A Practical Perspective
From the perspective of an investment advisor, the goal is not to eliminate timing entirely. That would be unrealistic. Instead, the objective is to distinguish between disciplined portfolio management and speculative prediction. Thoughtful investing involves maintaining a carefully constructed asset allocation, periodically rebalancing as markets shift, and adjusting strategies when economic conditions, valuations, or client circumstances change. These decisions are not attempts to predict short-term market movements. Rather, they are part of a structured process designed to keep a portfolio aligned with long-term objectives.
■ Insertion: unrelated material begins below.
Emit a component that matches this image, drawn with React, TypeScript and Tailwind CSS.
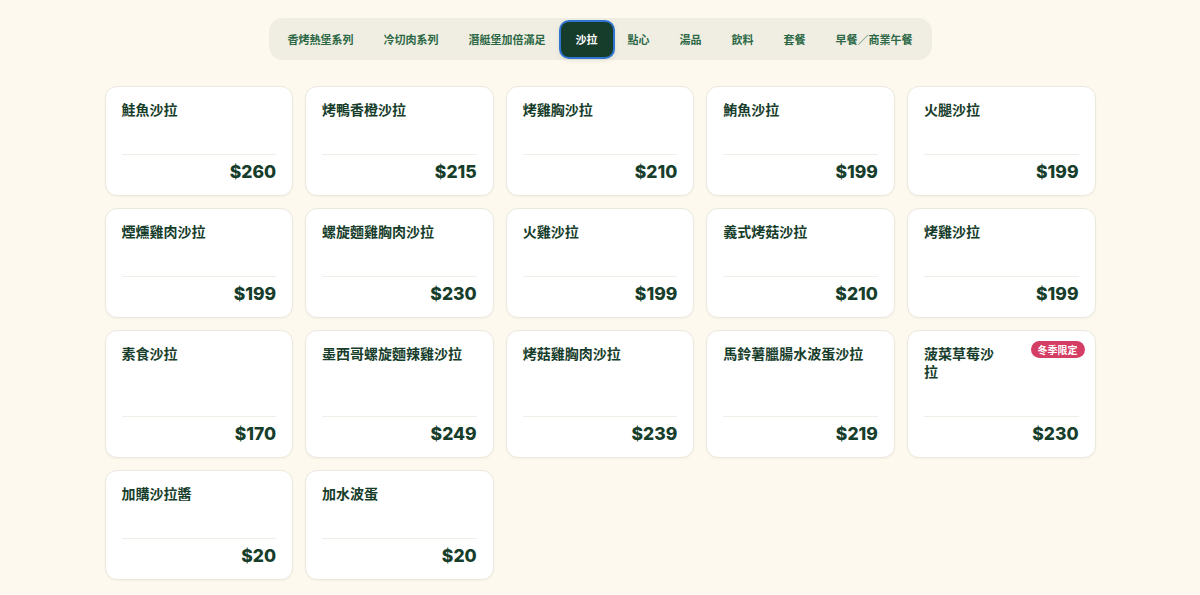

In practice, this means timing becomes less about guessing where the market will go next and more about maintaining discipline within a strategy. Rebalancing when allocations drift, adjusting exposures as opportunities evolve, and remaining focused on long-term goals allows investors to make rational decisions without relying on short-term forecasts. The distinction may seem subtle, but it is important. One approach depends on prediction; the other depends on process.
Final Thoughts
The phrase “you can’t time the market” has become something of a mantra in investing circles. Like many mantras, it contains an element of truth but also oversimplifies a more complicated reality. Accurately predicting market highs and lows is extraordinarily difficult and rarely sustainable. But investing is not a static exercise either. Portfolios evolve. Allocations shift. Rebalancing occurs. Strategic adjustments are made. In that sense, timing never fully disappears from investing—it simply becomes more subtle and more disciplined. For long-term investors, the most important decision is often not when to enter or exit the market, rather, it is staying committed to a thoughtful investment strategy through the inevitable zigs and zags along the way. To be sure, markets will continue to fluctuate. Headlines will continue to predict the next crisis—or the next boom. And investors will continue to wrestle with the temptation to time it all perfectly. Experience suggests that the most successful investors are not those who perfectly predict every turn in the road… they are the ones who keep driving.